Compilation album by Deadmau5
- Released: October 20, 2008
- Recorded: 2006–2007
- Genre: Progressive house; electro house;
- Length: 65:46
- Label: Play
- Producer: Joel Zimmerman

Deadmau5 chronology
| Random Album Title (2008) | At Play (2008) | For Lack of a Better Name (2009) |

Singles from At Play
- "This Is the Hook" Released: October 25, 2006;

Alternate cover
- 2009 reissue cover

= At Play =

At Play (also known as Deadmau5 at Play and At Play Vol. 1) is a compilation album by Canadian electronic music producer Deadmau5. It is the first installment of Play Records' At Play series. It was released on October 20, 2008.

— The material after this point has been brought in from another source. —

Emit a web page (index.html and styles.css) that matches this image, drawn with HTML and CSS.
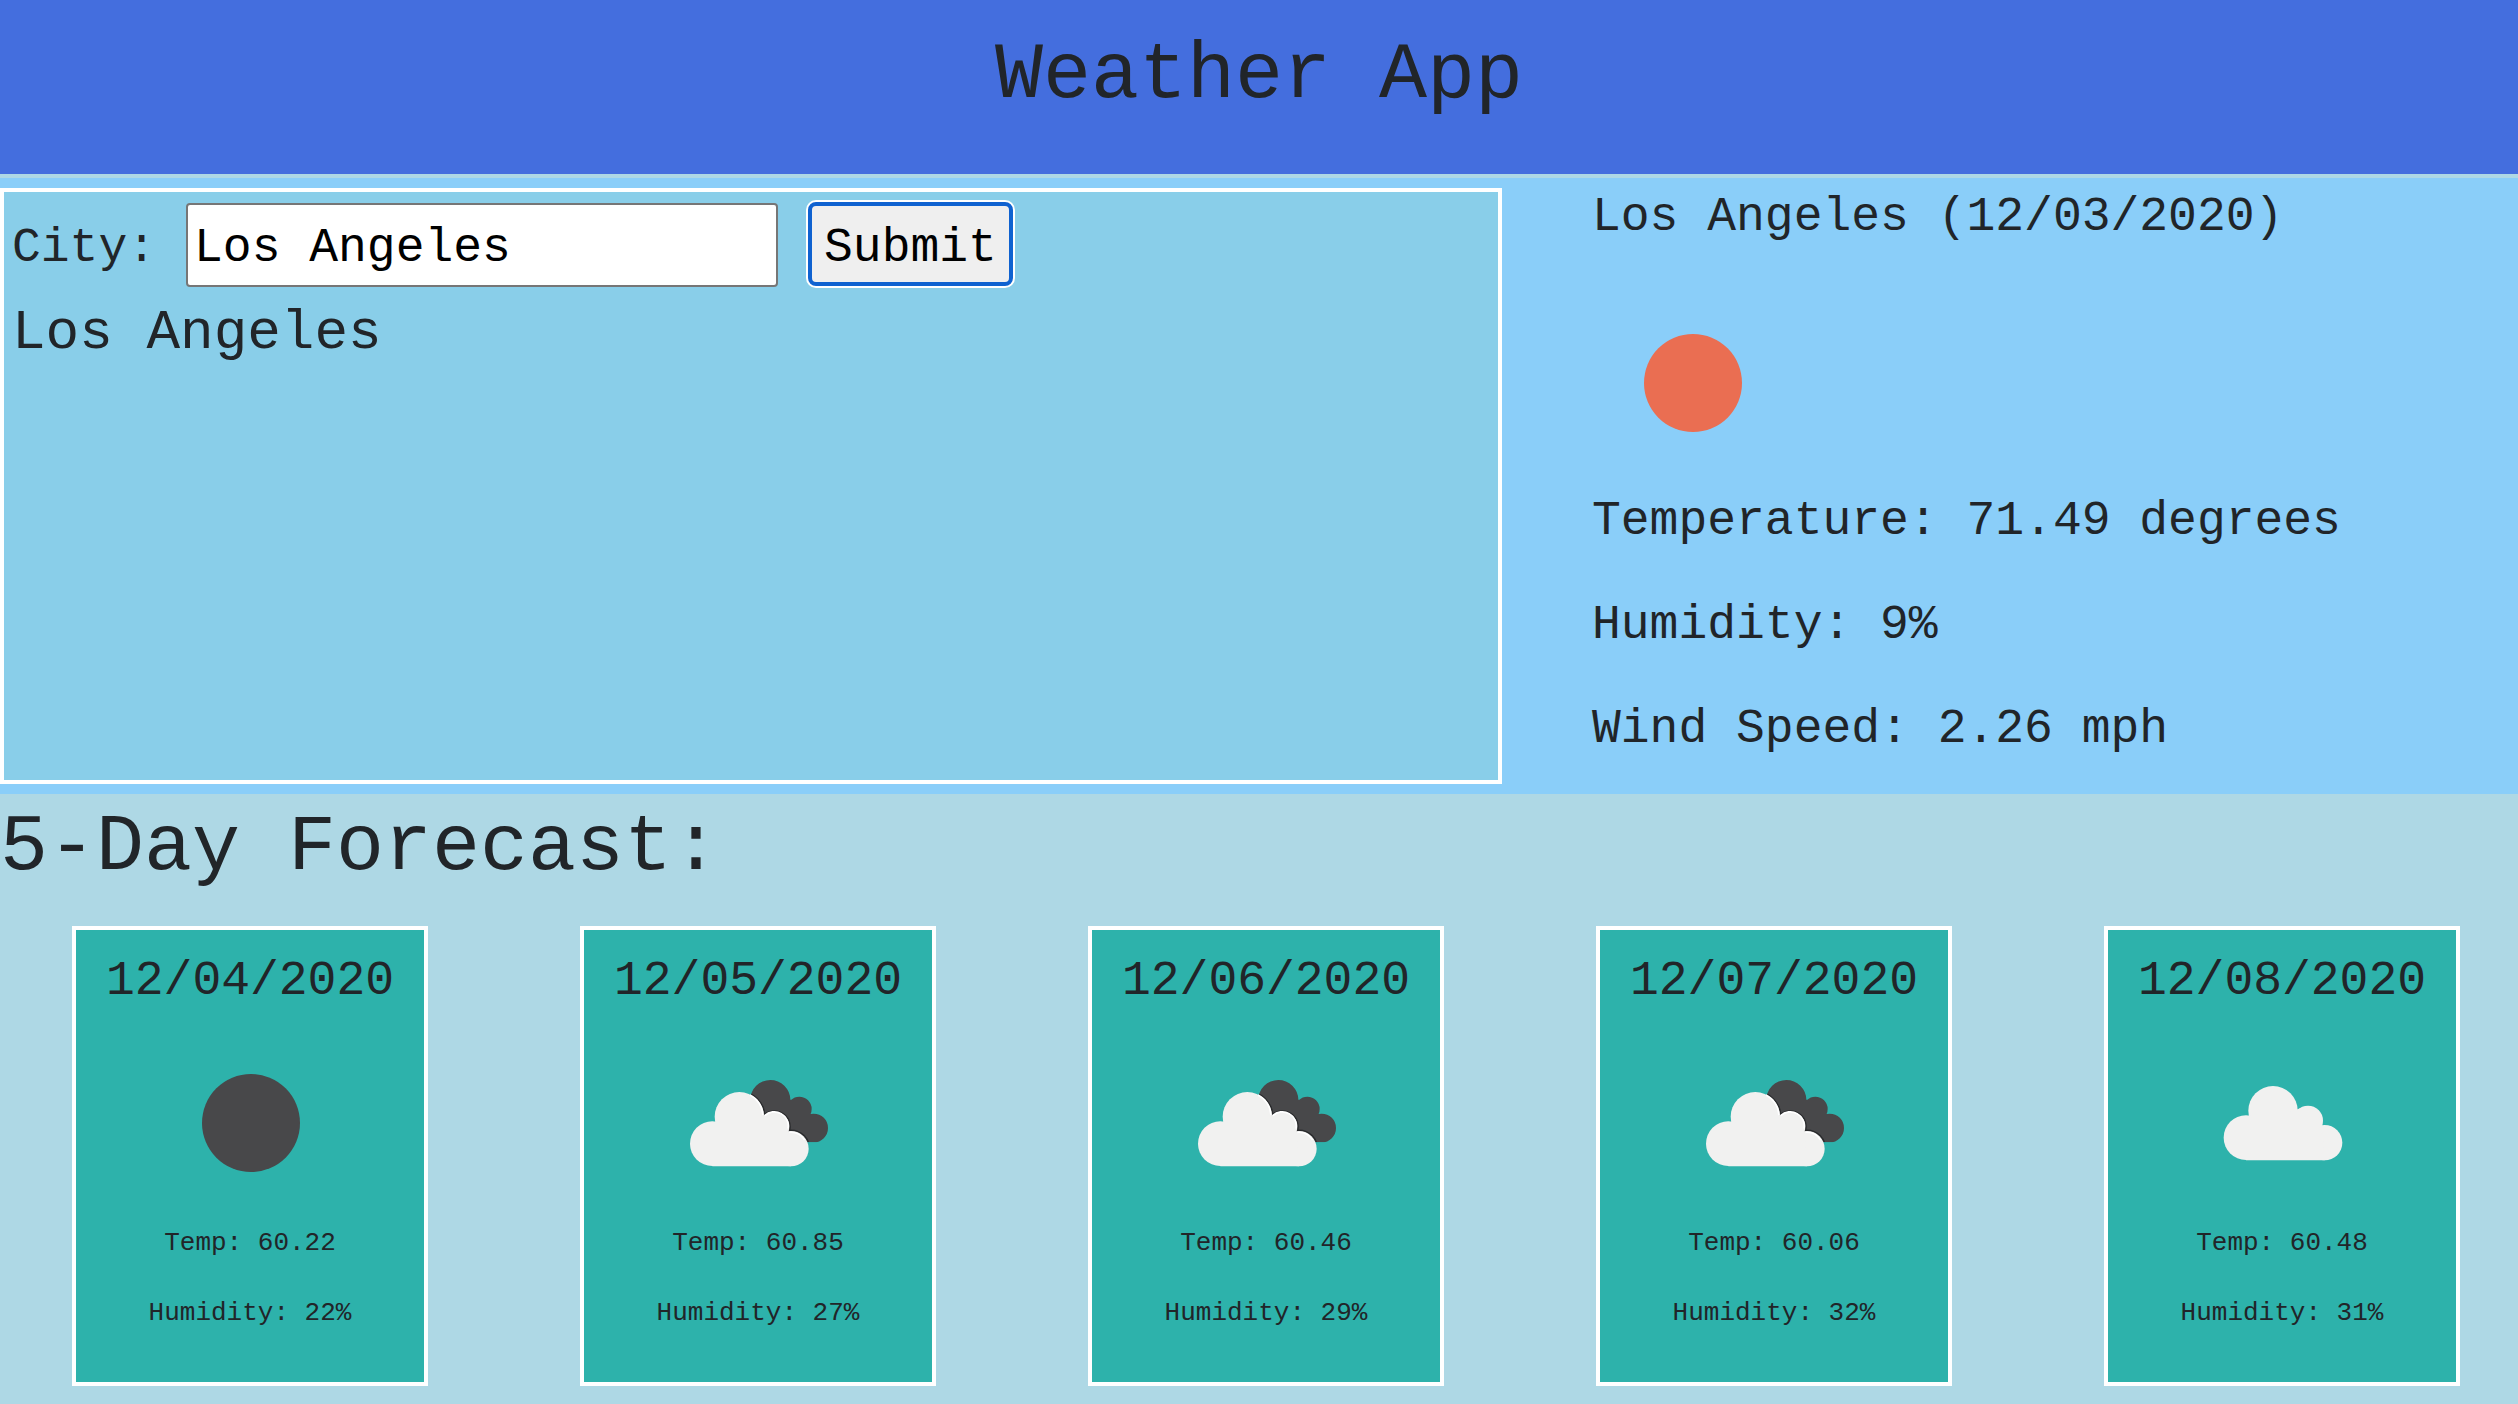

The album consists of several Deadmau5 tracks from his earlier releases (such as Vexillology), later releases (such as Random Album Title), and collaborations with Melleefresh. The tracks are suitable for DJs to play and mix.

Professional ratings
Review scores
| Source | Rating |
| AllMusic |  |
| Sputnikmusic |  |

== Background ==

In 2008, Play Records (Zimmerman's label at that time) parted ways with deadmau5, and the company gained ownership of the catalogue of tracks Deadmau5 produced during his time with them as part of the agreement. At Play was Play's first release after Zimmerman departed from the label.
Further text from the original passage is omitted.